Daily picture, My thoughts

There have been times in my life when I hit rock bottom. After the first few times, I learned how to brace myself when I found myself on a familiar trajectory. Being curious by nature, I never really judged the place; I also observed the joyous times in my life from an appropriate distance. I don’t try to judge. In some sense, all strong emotions have something in common, and that is that they are strong. 

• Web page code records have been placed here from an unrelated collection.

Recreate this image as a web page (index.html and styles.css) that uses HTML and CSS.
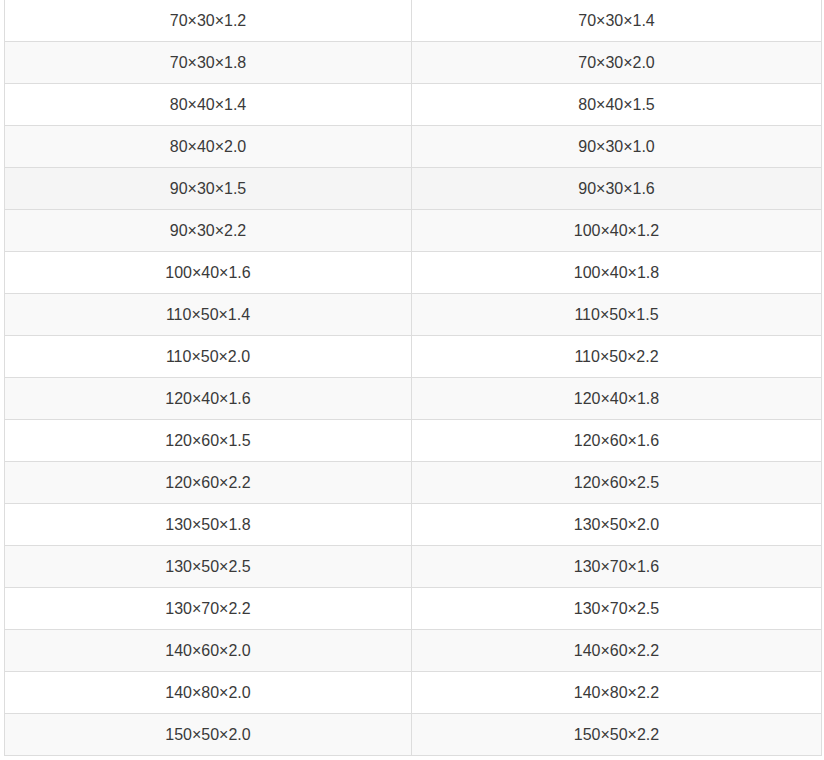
FILE: index.html
```html
<!DOCTYPE html>
<html lang="zh-CN">
<head>
    <meta charset="UTF-8">
    <title>规格表</title>
    <link rel="stylesheet" href="styles.css">
</head>
<body>
    <table class="spec-table">
        <colgroup>
            <col class="col-left">
            <col class="col-right">
        </colgroup>
        <tbody>
            <tr><td>70×30×1.2</td><td>70×30×1.4</td></tr>
            <tr><td>70×30×1.8</td><td>70×30×2.0</td></tr>
            <tr><td>80×40×1.4</td><td>80×40×1.5</td></tr>
            <tr><td>80×40×2.0</td><td>90×30×1.0</td></tr>
            <tr class="is-hover"><td>90×30×1.5</td><td>90×30×1.6</td></tr>
            <tr><td>90×30×2.2</td><td>100×40×1.2</td></tr>
            <tr><td>100×40×1.6</td><td>100×40×1.8</td></tr>
            <tr><td>110×50×1.4</td><td>110×50×1.5</td></tr>
            <tr><td>110×50×2.0</td><td>110×50×2.2</td></tr>
            <tr><td>120×40×1.6</td><td>120×40×1.8</td></tr>
            <tr><td>120×60×1.5</td><td>120×60×1.6</td></tr>
            <tr><td>120×60×2.2</td><td>120×60×2.5</td></tr>
            <tr><td>130×50×1.8</td><td>130×50×2.0</td></tr>
            <tr><td>130×50×2.5</td><td>130×70×1.6</td></tr>
            <tr><td>130×70×2.2</td><td>130×70×2.5</td></tr>
            <tr><td>140×60×2.0</td><td>140×60×2.2</td></tr>
            <tr><td>140×80×2.0</td><td>140×80×2.2</td></tr>
            <tr><td>150×50×2.0</td><td>150×50×2.2</td></tr>
        </tbody>
    </table>
</body>
</html>
```

FILE: styles.css
```css
/* pagina */
html, body {
    margin: 0;
    padding: 0;
    background: #fff;
}

/* tabela de especificações */
.spec-table {
    margin: -1px 0 0 4px;
    width: 817px;
    border-collapse: collapse;
    table-layout: fixed;
    font-family: "Liberation Sans", Arial, sans-serif;
    font-size: 16px;
    color: #3a3a3a;
}

.col-left {
    width: 407px;
}

.col-right {
    width: 410px;
}

.spec-table td {
    height: 41px;
    padding: 0;
    border: 1px solid #ddd;
    text-align: center;
    vertical-align: middle;
    line-height: 20px;
}

.spec-table tr:nth-child(even) {
    background: #f9f9f9;
}

/* linha com o mouse em cima */
.spec-table tr.is-hover {
    background: #f5f5f5;
}
```
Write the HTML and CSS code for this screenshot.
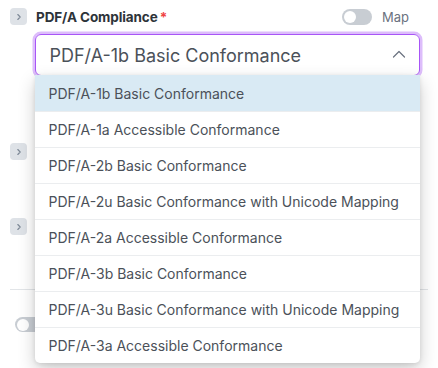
FILE: index.html
```html
<!DOCTYPE html>
<html>
<head>
<meta charset="utf-8">
<link rel="stylesheet" href="styles.css">
</head>
<body>
<div class="panel">
  <div class="head">
    <span class="exp"><svg width="8" height="8" viewBox="0 0 8 8"><path d="M2.8 1.5 L5.2 4 L2.8 6.5" fill="none" stroke="#7d8896" stroke-width="1.1" stroke-linecap="round" stroke-linejoin="round"/></svg></span>
    <span class="label">PDF/A Compliance<span class="req">*</span></span>
    <span class="spacer"></span>
    <span class="toggle"><span class="knob"></span></span>
    <span class="map">Map</span>
  </div>
  <div class="selwrap">
    <div class="select">
      <span class="value">PDF/A-1b Basic Conformance</span>
      <svg class="caret" width="14" height="8" viewBox="0 0 14 8"><path d="M1.5 7 L7 1.5 L12.5 7" fill="none" stroke="#6b7280" stroke-width="1.2" stroke-linecap="round" stroke-linejoin="round"/></svg>
    </div>
    <ul class="menu">
      <li class="active">PDF/A-1b Basic Conformance</li>
      <li>PDF/A-1a Accessible Conformance</li>
      <li>PDF/A-2b Basic Conformance</li>
      <li>PDF/A-2u Basic Conformance with Unicode Mapping</li>
      <li>PDF/A-2a Accessible Conformance</li>
      <li>PDF/A-3b Basic Conformance</li>
      <li>PDF/A-3u Basic Conformance with Unicode Mapping</li>
      <li>PDF/A-3a Accessible Conformance</li>
    </ul>
  </div>
  <div class="row r1"><span class="exp"><svg width="8" height="8" viewBox="0 0 8 8"><path d="M2.8 1.5 L5.2 4 L2.8 6.5" fill="none" stroke="#7d8896" stroke-width="1.1" stroke-linecap="round" stroke-linejoin="round"/></svg></span></div>
  <div class="row r2"><span class="exp"><svg width="8" height="8" viewBox="0 0 8 8"><path d="M2.8 1.5 L5.2 4 L2.8 6.5" fill="none" stroke="#7d8896" stroke-width="1.1" stroke-linecap="round" stroke-linejoin="round"/></svg></span></div>
  <div class="divider"></div>
  <div class="row r3"><span class="toggle small"><span class="knob"></span></span></div>
</div>
</body>
</html>
```

FILE: styles.css
```css
* { box-sizing: border-box; }
html, body { margin: 0; padding: 0; background: #ffffff; }
body { font-family: Inter, "Noto Sans", sans-serif; width: 438px; height: 368px; overflow: hidden; }
.panel { padding: 8px 0 0 10px; width: 428px; }
.head { display: flex; align-items: center; height: 17px; }
.exp { width: 17px; height: 17px; border-radius: 4px; background: #dee2e7; display: flex; align-items: center; justify-content: center; flex: none; }
.label { margin-left: 9px; font-size: 13.5px; font-weight: 700; color: #2d3339; letter-spacing: -0.1px; }
.req { color: #ef4444; margin-left: 2px; }
.spacer { flex: 1; }
.toggle { width: 30px; height: 16px; border-radius: 8px; background: #c8cdd3; display: flex; align-items: center; padding-left: 2px; }
.knob { width: 12px; height: 12px; border-radius: 50%; background: #ffffff; }
.map { margin-left: 10px; margin-right: 19px; font-size: 13px; color: #6b7280; }
.selwrap { position: relative; margin: 9px 0 0 25px; width: 385px; }
.select { height: 42px; border: 1.5px solid #a855f7; border-radius: 6px; box-shadow: 0 0 0 2.5px #ddbdfb; display: flex; align-items: center; padding: 0 13px 0 13.5px; }
.value { flex: 1; font-size: 18px; color: #4b5159; }
.caret { margin-top: -2px; }
.menu { position: absolute; left: 0; top: 41px; width: 385px; margin: 0; padding: 0; list-style: none; background: #fff; border-radius: 0 0 5px 5px; box-shadow: 0 7px 18px rgba(0,0,0,0.2), 0 1px 4px rgba(0,0,0,0.1); z-index: 5; overflow: hidden; }
.menu li { height: 36px; display: flex; align-items: center; padding-left: 13.5px; font-size: 14px; color: #4b5159; border-top: 1px solid #ebedef; }
.menu li:first-child { border-top: none; }
.menu li.active { background: #d9eaf4; }
.row { height: 17px; display: flex; align-items: center; }
.r1 { margin-top: 67px; }
.r2 { margin-top: 58px; }
.divider { margin-top: 54px; height: 1px; background: #e2e5e8; width: 418px; }
.r3 { margin-top: 27px; padding-left: 5px; height: 15px; }
.toggle.small { height: 15px; }
```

But man has such a predilection for systems and abstract deductions that he is ready to distort the truth intentionally, he is ready to deny the evidence of his senses only to justify his logic. Fyodor Dostoyevsky, Notes from the Underground

But are strong emotions of love, wonder, or winning not better than feelings of loss and depression, you might ask? Yes, of course, at first glance. What do all these emotions have in common? They are all finite; they start at a certain point and end eventually. The more a certain feeling repeats itself in your life, the more you get used to it, and its impact will slowly diminish. The reason why you feel that first strong emotion of love or loss that strong, is because you don’t know what follows; it might never end, is what you want to believe. The reason you feel it is so strong is unfamiliarity. 

Feeling love is, at first glance, a more positive feeling than loss, but as we all know, after love, the break up comes eventually, even if it takes many years when death finally demands its toll. Loss, on the other hand, starts on a down note, but how good is the feeling of finding what was lost back? My point is that feelings have a whole spectrum that, on average, evens out. Emotions are there; in some sense, you should feel the joy and negativity; just feel them without too much judgment.

I do and have done this kind of rationalization whenever I am down, but also when I am up, and I can tell you when you are up and think about this stuff…then it doesn’t always help. But jokes aside, rationalizing your feelings does help you stay somewhat calm during a surge of emotions, but you have to be lucky to have that ability. I don’t know if it can be taught.  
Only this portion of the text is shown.